◆ PROBLEM TO WORK ON
Say how many lines include the word "this", using only a number.

◆ LISTED RECORDS
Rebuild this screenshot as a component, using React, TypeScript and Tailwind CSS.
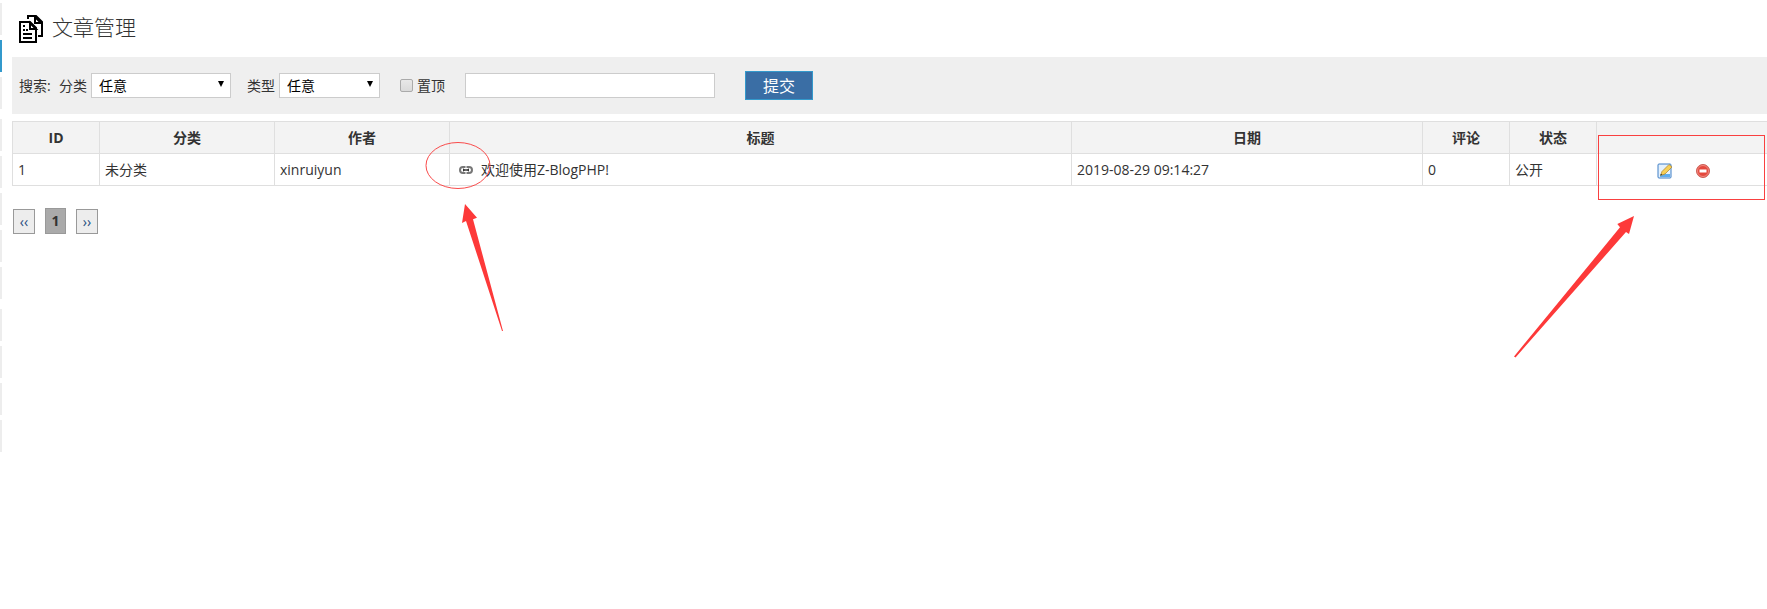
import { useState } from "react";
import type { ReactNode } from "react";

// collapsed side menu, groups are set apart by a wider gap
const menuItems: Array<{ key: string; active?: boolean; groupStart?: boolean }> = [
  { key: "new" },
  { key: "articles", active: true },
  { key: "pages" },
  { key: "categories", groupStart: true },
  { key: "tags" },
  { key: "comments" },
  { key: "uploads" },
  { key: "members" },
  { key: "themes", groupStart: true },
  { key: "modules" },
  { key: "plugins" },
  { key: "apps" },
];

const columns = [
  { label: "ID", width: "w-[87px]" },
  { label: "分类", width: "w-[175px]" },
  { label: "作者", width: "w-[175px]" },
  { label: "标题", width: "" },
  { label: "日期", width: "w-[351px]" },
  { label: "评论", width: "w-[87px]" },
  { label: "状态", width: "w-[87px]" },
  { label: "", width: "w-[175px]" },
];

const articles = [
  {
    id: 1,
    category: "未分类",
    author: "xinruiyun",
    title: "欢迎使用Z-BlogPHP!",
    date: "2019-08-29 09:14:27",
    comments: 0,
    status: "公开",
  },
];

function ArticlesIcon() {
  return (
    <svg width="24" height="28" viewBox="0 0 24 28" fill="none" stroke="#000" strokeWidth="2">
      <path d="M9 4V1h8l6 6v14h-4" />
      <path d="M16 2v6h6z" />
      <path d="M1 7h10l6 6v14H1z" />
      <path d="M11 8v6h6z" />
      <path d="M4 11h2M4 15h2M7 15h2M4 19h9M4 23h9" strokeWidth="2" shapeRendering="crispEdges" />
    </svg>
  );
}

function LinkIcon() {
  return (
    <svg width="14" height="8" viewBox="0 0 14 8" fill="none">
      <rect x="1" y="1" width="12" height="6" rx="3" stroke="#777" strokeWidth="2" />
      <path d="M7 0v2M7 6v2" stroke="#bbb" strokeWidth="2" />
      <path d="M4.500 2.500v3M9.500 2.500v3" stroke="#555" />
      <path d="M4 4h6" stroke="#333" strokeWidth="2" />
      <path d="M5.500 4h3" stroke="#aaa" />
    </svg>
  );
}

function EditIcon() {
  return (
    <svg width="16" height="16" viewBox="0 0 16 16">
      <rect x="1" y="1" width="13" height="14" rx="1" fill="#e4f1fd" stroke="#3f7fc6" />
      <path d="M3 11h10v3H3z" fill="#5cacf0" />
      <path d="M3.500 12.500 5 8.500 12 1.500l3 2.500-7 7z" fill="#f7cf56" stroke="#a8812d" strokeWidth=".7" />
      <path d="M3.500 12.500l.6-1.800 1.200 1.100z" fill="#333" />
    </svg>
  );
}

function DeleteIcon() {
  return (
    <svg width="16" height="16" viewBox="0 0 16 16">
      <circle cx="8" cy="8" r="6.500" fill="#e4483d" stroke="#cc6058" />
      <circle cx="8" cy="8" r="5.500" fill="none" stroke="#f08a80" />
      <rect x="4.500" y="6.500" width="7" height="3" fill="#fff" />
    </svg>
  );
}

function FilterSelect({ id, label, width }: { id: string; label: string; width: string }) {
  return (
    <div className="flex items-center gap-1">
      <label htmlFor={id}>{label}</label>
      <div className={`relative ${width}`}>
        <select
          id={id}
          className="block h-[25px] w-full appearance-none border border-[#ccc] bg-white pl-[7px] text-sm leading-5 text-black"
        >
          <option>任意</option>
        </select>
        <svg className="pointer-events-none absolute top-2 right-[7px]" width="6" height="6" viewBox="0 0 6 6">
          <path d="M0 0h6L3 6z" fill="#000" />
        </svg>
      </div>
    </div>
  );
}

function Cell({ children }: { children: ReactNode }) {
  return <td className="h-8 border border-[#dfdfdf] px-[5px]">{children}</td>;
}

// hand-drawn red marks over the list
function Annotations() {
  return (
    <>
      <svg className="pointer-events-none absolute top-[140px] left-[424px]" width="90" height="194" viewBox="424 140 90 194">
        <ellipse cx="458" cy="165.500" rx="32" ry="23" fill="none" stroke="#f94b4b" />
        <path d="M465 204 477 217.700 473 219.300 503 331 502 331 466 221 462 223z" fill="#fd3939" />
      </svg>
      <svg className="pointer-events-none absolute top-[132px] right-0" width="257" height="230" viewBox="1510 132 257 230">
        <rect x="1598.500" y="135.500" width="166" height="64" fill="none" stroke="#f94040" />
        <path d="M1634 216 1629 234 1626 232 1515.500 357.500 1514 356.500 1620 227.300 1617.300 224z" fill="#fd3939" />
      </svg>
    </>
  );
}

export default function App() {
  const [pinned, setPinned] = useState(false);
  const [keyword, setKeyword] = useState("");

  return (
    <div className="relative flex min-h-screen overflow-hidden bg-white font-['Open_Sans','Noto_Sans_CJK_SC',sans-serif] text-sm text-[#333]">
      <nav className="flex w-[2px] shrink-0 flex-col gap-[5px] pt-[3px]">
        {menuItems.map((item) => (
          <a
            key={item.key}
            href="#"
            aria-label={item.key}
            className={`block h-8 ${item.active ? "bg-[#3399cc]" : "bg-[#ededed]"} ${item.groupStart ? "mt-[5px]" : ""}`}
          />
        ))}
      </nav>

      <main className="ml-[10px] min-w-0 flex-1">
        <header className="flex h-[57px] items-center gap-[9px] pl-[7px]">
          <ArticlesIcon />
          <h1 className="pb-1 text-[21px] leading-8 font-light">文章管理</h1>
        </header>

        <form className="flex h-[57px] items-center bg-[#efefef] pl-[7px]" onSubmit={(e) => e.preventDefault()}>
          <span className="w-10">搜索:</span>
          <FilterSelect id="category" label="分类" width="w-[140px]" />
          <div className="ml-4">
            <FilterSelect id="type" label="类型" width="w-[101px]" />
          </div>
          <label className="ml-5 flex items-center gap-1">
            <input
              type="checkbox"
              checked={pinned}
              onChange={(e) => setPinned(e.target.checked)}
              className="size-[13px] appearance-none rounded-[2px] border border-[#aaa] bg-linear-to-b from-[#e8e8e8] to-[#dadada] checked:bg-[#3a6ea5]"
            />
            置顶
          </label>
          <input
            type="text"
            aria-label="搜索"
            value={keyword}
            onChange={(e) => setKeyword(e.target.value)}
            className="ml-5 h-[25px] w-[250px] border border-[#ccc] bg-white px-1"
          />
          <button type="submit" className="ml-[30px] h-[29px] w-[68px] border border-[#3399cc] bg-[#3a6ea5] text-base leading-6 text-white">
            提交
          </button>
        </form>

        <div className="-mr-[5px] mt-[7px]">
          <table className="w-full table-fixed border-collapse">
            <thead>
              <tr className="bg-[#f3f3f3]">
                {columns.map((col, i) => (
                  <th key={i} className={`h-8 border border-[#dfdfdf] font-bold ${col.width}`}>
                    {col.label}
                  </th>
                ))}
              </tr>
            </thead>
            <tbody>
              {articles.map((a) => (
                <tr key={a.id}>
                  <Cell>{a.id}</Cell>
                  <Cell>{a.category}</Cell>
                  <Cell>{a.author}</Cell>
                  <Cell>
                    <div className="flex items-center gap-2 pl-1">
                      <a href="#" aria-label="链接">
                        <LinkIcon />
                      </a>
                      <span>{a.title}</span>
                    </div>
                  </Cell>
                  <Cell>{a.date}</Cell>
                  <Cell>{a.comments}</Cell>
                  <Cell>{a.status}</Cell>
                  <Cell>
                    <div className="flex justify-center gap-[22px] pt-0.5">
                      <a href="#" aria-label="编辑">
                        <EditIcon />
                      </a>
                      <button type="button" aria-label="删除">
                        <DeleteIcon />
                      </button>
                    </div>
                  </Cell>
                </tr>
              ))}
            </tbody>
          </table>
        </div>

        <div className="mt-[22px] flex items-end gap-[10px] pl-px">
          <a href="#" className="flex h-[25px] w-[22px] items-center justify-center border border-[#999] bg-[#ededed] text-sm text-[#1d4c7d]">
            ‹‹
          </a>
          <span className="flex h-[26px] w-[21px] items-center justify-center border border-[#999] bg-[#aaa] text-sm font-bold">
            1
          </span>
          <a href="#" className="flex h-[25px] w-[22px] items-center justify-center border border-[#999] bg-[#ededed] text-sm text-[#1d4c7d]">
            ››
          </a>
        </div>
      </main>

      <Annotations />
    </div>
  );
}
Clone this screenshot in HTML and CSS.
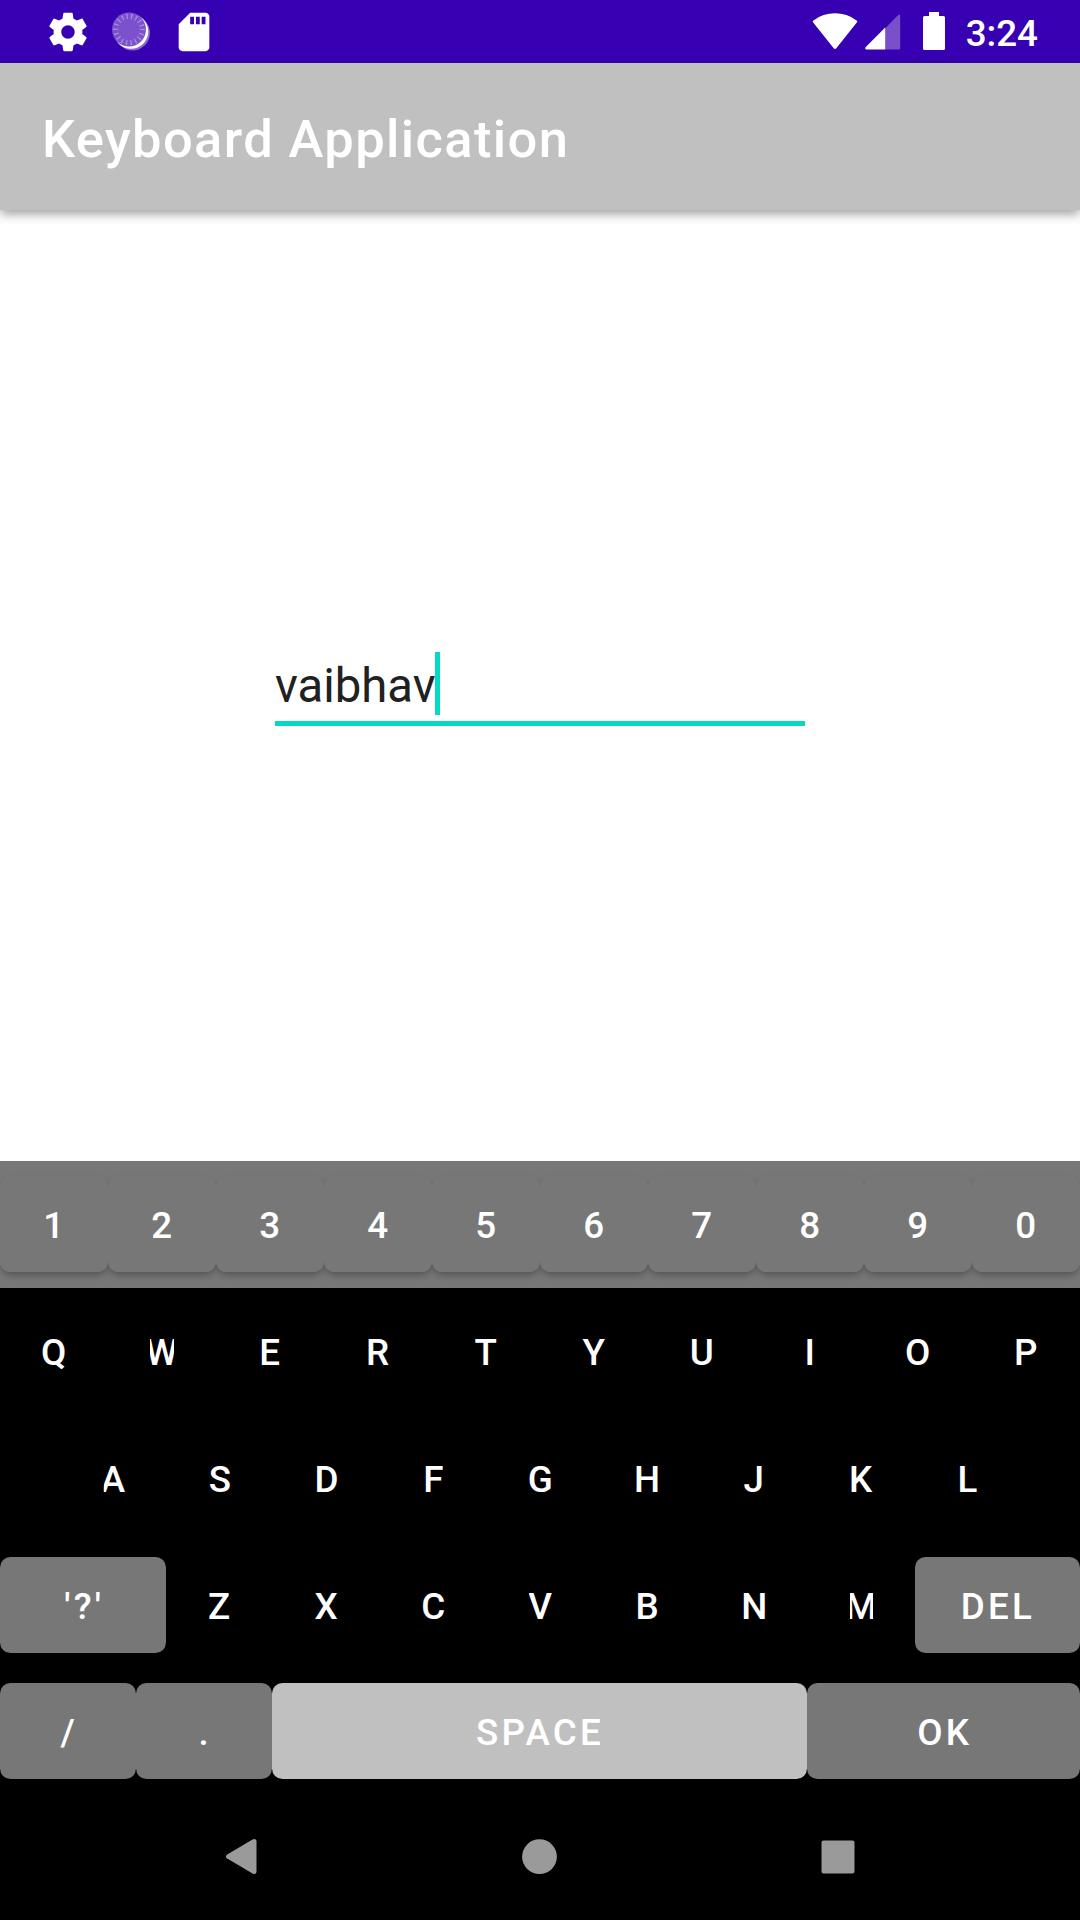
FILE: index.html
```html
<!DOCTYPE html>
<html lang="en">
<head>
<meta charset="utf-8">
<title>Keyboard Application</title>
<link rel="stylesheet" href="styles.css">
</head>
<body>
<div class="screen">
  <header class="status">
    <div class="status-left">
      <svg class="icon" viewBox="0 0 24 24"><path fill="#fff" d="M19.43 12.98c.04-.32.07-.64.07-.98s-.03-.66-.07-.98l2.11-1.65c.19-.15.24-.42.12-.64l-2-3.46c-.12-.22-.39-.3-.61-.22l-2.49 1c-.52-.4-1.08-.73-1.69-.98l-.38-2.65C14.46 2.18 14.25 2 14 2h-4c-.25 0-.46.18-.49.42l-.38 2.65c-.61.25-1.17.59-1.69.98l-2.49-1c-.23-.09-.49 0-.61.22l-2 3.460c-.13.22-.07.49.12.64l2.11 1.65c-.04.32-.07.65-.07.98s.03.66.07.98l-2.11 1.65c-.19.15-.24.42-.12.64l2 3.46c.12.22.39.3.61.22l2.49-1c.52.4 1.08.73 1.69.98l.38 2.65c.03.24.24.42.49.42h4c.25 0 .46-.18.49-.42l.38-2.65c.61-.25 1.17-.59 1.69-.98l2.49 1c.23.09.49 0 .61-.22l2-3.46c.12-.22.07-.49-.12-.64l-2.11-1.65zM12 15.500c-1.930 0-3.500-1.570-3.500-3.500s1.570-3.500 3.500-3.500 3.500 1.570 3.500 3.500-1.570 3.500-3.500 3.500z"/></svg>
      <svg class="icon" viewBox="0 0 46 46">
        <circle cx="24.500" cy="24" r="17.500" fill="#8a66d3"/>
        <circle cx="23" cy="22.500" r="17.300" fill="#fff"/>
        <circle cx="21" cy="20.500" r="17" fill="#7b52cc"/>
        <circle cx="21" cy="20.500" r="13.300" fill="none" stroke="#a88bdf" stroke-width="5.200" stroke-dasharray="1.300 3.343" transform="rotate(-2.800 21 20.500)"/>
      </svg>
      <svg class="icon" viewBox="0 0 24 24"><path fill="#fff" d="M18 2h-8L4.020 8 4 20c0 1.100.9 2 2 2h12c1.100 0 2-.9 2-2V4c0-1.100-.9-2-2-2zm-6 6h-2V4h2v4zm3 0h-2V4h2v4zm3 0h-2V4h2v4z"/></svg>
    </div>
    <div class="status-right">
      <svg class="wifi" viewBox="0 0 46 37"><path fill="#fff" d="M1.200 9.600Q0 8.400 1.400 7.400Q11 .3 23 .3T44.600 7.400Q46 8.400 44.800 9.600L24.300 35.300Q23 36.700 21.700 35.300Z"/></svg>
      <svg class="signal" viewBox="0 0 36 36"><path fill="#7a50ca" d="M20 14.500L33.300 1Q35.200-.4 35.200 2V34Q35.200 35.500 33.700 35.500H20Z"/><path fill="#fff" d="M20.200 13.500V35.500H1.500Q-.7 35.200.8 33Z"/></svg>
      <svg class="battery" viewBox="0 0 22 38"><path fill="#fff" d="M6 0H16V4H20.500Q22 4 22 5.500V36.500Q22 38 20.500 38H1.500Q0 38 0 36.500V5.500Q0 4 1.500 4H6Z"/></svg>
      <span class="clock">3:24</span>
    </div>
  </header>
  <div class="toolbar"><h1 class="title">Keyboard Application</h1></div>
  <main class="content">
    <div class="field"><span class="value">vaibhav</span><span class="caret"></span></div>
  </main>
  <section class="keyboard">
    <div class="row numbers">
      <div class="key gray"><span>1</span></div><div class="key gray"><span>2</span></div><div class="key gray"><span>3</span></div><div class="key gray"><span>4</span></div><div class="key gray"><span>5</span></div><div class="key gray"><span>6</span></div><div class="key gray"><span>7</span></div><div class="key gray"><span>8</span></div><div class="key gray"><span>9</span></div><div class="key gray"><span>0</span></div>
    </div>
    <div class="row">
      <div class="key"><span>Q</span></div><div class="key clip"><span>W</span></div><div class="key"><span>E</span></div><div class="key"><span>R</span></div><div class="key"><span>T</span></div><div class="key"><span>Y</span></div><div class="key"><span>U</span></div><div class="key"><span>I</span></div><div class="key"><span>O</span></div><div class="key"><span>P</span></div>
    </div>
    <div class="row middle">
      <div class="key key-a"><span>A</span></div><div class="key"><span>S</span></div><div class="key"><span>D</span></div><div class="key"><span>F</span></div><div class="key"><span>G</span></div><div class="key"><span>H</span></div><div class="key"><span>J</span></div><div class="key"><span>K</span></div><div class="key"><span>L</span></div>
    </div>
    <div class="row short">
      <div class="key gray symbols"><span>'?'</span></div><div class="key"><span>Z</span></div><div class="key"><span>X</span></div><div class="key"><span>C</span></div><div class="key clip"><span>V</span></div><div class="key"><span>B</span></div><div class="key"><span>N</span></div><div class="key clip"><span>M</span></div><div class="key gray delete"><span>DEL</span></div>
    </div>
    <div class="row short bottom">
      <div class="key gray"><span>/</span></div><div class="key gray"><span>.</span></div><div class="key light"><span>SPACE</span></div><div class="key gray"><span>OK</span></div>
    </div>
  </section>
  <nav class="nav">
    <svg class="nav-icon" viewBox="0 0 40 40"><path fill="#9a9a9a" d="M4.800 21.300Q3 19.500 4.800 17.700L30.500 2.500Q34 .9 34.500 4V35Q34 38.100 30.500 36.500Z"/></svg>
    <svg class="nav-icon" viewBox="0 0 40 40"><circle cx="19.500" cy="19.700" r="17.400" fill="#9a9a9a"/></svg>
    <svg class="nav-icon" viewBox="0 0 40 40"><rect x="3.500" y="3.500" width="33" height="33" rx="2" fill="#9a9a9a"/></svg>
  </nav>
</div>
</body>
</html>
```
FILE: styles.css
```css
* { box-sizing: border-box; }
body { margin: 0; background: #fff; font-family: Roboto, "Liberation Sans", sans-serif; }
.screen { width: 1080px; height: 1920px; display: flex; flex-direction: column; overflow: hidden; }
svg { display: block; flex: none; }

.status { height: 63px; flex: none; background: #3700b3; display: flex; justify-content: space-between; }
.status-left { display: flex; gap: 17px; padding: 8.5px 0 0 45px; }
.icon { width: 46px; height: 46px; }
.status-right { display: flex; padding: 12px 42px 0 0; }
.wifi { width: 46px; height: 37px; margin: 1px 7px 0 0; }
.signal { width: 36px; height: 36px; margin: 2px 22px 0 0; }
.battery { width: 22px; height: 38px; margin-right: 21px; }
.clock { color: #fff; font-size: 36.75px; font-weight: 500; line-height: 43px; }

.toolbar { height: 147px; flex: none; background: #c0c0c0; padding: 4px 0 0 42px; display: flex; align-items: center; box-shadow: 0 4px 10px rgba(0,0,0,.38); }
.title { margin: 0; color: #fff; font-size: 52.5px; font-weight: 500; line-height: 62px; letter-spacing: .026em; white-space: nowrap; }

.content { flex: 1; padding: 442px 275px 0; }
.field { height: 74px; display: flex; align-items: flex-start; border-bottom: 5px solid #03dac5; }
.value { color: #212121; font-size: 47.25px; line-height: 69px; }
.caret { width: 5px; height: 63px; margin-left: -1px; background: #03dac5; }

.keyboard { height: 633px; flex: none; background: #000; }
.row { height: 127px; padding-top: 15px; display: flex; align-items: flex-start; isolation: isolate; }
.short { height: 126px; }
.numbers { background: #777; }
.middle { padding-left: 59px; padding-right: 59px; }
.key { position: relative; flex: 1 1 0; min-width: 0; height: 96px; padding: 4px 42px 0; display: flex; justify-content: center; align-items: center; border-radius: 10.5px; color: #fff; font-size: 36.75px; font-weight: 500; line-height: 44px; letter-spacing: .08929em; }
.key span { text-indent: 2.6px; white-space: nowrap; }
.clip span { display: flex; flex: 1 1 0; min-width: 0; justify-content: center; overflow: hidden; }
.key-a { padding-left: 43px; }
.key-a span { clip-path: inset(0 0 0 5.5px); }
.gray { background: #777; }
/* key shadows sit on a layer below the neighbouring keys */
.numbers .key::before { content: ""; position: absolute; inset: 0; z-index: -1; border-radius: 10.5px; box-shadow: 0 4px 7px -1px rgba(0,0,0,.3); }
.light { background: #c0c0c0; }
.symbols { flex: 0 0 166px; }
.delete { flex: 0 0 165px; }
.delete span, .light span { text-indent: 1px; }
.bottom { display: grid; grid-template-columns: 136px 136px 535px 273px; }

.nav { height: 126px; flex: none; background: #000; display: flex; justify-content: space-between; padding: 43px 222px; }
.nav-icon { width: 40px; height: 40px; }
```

◆ CORRECT ANSWER
2